Дворянство культурно прогрессировало — от невежд типа фонвизинского Недоросля до интеллигенции XIX века, лучшие представители которой заслуженно вызывали восхищение европейских интеллектуалов. Заметим, справедливости ради, что такого уровня, как у современников Пушкина и декабристов, уже не удавалось в столь значительном числе достичь последующим поколениям дворян, постоянно разбавляемых полуобразованными выходцами из менее культурных слоев. Одновременно происходила и частичная деградация дворян, прозябавших в скудеющих поместьях или в служебной рутине, а иногда и сознательно противопоставлявших себя любым веяниям прогресса: «истинно русский неученый дворянин» — так горделиво именовал себя граф А.А.Аракчеев.
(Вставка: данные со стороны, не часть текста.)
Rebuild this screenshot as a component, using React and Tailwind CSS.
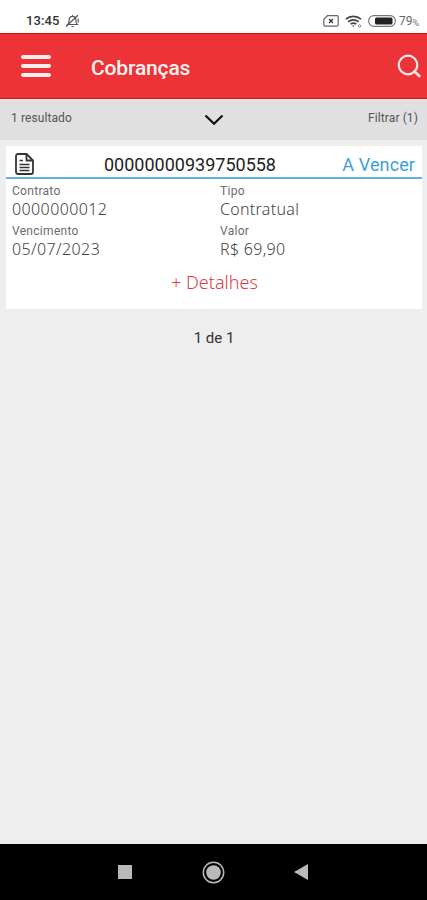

В то же время крестьянство в значительной степени сохраняло быт и нравы допетровской Руси. Этому феномену немало способствовала традиционная политика властей и помещиков, заинтересованных в сохранении невежества как эффективнейшего инструмента поддержания покорности населения.
Вот как об этом писал, например, уже цитированный Рычков: «весьма надобно и должно, чтоб управители и приказчики в каждом селе и во всей деревне, по самой меньшей мере одного человека знающего читать и писать содержали, и, выбирая от лучших мужиков робят мужеска полу от 6 до 8 лет, велели б учить грамоте и нужнейшим по христианской должности молитвам, а как окажутся из них понятнее и надежнее, тех обучать и письму; однако столько, чтоб в деревне, сто душ имеющей, писать умеющих крестьян более двух или трех человек не было; ибо примечается, что из таких людей научившиеся писать знание свое не редко во зло употребляют, сочинением фальшивых паспортов и тому подобного». Позже крепостники 1830-1840-х годов, выступая под знаменами славянофильства, провозгласили вопиющее невежество русского крестьянства в качестве несравненного его морального превосходства!..
Разумеется, чисто пропагандистским трюком всех крепостнических времен было оправдание бесчеловечности режима якобы всеобщим благом всего народа. Будто бы благом для крестьян стало и их превращение из граждан (хотя, разумеется, в условиях ХVII и ХVIII веков вовсе не свободных в современном значении этих слов) в чью-то частную собственность!
Но отчасти это действительно оказалось благом, т. к. помещики, получив людей в собственность, обрели и материальную заинтересованность в сохранении и умножении этой собственности, и режим безжалостного грабежа и беспощадного насилия сменился для крестьян «всего лишь» принудительным рабским трудом!
Помимо доброй воли помещиков, крестьян с 1734 года охраняли и государственные законы: при неурожаях помещик был обязан заботиться о крепостных. В случае конфликтов между ними, власти, понятно, редко принимали крестьянскую сторону, но в тех ситуациях, когда помещик производил определенные преобразования, требующие юридического вмешательства или посредничества властей, последние были вынуждены руководствоваться и буквой, и духом законов.
Крепостнический строй, установившийся к середине ХVIII века, действительно оказался прогрессивным явлением и шагом вперед — но лишь по сравнению с предшествующим петровским режимом. Крестьяне, превратившись в частную собственность, избавились одновременно от роли постоянной жертвы повсеместной агрессии и посягательств.